Vallens is a reflection of the trauma endured by women who are driven towards sexual acts of self-destruction and an astute look into the complexities of sexual dynamics between genders.
Dissecting womanhood
Lynch’s most extensive expansion of a woman’s personhood, undoubtedly, can be found in his deeply influential collaboration with Mark Foster, Twin Peaks. The television series, whose first two seasons aired in 1990, was one of the first works to inject auteur directing into mainstream television. The show is driven by the mystery of who killed Laura Palmer (played by Sheryl Lee) and, as it is unraveled, the audience is further exposed to the person underneath the poised dead body that washed ashore in this small town, the homecoming queen tragically robbed of her youth.
Laura is seen as the perfect girl-next-door by the people of Twin Peaks, the ideal of American girlhood. As the episodes go by, we see her self-destructive escapades and tumultuous relationships with her mother, best friend, boyfriend, secret boyfriend, and cocaine. Lynch once again breaks apart the rosy image of American suburbia, this time with a sharp focus on the nuclear family. Laura was a victim of incest perpetuated by her father Leland (played by Ray Wise), and is portrayed as such; a victim. While Lynch and Foster do foray into glamourising her destructive tendencies with strobe lights and nudity, they ultimately attribute said tendencies to her father’s abuse.

Sheryl Lee as Laura Palmer and Kyle Maclachlan as Dale Cooper in a still from ‘Twin Peaks’
Here, empathy is imparted to these characters with a delicate nuance. Leland, as it turns out, was also sexually abused by his grandfather. While this explains his perpetuation of the same abuse, it does not, by any means, justify it. Leland is still portrayed as the devil incarnate, and is revealed to be the culprit.

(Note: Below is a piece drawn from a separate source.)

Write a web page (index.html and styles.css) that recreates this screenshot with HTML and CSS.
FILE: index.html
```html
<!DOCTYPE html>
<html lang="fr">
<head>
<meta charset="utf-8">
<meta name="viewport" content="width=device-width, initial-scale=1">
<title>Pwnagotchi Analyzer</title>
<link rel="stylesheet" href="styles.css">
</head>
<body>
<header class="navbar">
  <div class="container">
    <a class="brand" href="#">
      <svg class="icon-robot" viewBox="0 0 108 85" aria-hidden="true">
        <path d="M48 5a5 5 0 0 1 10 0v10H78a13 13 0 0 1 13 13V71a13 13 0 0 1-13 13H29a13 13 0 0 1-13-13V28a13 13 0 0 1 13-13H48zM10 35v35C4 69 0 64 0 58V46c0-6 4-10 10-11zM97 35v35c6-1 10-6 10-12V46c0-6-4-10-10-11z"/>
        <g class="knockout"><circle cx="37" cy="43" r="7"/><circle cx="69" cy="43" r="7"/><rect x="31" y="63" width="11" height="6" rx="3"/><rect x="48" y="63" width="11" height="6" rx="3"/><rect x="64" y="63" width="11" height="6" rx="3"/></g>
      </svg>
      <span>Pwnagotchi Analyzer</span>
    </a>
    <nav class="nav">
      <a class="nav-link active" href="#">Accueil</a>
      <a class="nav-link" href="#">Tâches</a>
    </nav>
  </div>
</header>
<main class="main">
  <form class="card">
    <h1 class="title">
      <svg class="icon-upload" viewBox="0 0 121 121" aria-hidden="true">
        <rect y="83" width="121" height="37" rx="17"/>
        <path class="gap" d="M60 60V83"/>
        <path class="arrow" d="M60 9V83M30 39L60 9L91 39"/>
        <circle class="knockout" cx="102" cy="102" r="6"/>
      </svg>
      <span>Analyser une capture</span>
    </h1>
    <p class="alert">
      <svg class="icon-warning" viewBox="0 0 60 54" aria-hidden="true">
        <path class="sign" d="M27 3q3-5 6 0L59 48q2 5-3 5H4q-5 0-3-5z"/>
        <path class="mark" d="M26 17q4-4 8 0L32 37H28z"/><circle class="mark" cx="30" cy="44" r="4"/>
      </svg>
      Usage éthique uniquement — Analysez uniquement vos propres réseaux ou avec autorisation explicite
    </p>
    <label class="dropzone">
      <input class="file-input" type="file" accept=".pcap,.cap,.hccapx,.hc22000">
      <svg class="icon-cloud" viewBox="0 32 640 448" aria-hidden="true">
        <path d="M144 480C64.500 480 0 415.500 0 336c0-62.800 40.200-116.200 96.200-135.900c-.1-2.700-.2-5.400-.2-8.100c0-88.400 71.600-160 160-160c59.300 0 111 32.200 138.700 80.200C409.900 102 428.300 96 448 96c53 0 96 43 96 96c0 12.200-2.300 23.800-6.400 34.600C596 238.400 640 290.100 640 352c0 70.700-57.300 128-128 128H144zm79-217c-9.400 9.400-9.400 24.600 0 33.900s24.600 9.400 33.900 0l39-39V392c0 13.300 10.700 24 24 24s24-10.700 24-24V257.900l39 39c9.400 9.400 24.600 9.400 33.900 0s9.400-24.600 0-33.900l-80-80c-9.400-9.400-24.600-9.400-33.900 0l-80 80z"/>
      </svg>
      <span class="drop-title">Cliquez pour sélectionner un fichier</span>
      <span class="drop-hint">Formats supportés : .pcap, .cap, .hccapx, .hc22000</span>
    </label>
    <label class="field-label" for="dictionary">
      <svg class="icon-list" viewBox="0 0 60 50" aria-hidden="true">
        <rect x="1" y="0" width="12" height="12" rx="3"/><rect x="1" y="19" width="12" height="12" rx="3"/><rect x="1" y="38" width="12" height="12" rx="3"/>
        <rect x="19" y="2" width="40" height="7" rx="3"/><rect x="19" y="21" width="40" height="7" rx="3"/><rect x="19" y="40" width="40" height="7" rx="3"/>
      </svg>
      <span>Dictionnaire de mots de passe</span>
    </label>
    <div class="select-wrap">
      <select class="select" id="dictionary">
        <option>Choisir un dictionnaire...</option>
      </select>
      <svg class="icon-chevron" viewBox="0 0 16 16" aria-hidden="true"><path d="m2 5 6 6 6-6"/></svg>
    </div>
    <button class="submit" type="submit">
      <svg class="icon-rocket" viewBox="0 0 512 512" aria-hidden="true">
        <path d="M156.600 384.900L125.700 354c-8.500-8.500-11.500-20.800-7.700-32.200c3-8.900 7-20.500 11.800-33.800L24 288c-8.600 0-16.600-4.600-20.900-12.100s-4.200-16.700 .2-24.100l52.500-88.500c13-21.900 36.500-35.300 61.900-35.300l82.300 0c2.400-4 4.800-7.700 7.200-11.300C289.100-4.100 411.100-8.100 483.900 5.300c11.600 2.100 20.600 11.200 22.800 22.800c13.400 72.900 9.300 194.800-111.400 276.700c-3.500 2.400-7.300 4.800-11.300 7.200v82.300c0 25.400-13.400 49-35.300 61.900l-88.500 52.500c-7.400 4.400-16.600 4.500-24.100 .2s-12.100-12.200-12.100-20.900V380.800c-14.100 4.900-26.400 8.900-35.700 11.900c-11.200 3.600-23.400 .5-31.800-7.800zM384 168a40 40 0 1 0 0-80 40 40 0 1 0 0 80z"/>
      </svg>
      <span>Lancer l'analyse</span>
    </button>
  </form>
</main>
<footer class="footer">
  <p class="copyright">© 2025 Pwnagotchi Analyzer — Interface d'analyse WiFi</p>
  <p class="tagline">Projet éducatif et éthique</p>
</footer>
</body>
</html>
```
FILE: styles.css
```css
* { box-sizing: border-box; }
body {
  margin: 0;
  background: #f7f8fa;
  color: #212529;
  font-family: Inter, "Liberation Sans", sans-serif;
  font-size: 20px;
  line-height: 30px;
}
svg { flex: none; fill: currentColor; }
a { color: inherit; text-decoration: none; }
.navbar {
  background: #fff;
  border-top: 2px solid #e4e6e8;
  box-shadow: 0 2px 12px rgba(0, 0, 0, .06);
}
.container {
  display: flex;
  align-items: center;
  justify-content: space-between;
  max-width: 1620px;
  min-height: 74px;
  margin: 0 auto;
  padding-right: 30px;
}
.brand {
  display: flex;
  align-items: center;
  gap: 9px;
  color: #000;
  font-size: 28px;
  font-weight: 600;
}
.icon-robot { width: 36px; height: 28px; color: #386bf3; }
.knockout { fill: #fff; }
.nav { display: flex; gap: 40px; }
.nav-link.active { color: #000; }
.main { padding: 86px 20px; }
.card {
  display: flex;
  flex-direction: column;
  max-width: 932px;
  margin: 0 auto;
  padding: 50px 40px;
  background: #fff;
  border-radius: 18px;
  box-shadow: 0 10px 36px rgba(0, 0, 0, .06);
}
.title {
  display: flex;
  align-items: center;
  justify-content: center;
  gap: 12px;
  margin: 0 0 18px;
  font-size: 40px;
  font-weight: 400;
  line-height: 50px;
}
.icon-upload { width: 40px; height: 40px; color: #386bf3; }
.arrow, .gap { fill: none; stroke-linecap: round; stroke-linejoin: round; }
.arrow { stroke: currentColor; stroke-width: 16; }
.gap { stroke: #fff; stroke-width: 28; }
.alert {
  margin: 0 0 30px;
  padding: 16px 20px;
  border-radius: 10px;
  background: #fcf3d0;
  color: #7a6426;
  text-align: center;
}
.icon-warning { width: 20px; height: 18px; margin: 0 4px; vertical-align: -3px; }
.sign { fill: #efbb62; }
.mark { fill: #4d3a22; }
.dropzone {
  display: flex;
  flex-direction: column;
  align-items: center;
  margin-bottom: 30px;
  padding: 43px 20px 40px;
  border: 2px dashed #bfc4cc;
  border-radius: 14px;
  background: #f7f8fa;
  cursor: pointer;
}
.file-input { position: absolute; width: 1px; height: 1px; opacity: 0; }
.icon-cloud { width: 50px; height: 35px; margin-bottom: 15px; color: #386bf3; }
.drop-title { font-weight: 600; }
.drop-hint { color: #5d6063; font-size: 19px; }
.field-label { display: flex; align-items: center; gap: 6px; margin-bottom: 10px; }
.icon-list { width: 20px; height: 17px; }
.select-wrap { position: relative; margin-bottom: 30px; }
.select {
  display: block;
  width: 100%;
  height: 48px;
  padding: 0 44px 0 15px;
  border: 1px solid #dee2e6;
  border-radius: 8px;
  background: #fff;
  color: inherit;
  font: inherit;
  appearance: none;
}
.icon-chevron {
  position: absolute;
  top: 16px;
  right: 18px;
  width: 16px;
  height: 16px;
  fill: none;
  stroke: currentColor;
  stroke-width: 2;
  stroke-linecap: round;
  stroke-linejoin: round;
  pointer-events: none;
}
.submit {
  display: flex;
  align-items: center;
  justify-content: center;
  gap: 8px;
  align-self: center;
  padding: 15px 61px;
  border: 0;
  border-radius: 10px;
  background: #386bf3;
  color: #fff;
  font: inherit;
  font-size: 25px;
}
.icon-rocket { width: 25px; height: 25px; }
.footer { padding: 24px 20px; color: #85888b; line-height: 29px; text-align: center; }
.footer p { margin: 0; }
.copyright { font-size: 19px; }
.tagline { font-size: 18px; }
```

In the final scene of the spinoff film, Twin Peaks: Fire Walk With Me, which depicts Laura’s last day on earth, Laura, now dead, is seen in the red room, a realm frequented by various characters of the show from time to time. She is visited by an angel and begins to smile widely as she weeps heavily, with a sense of relief. The detective who unravelled the mystery, Dale Cooper (played again by Kyle Maclahlan), stands beside her, hand on her shoulder, a vision of empathy, not truly understanding, but understanding.

In a turbulent world of sexual abuse, constant objectification, a flattening of personhood into archetype, death was the highest act of kindness that Lynch could bequeath upon his most polarising starlet.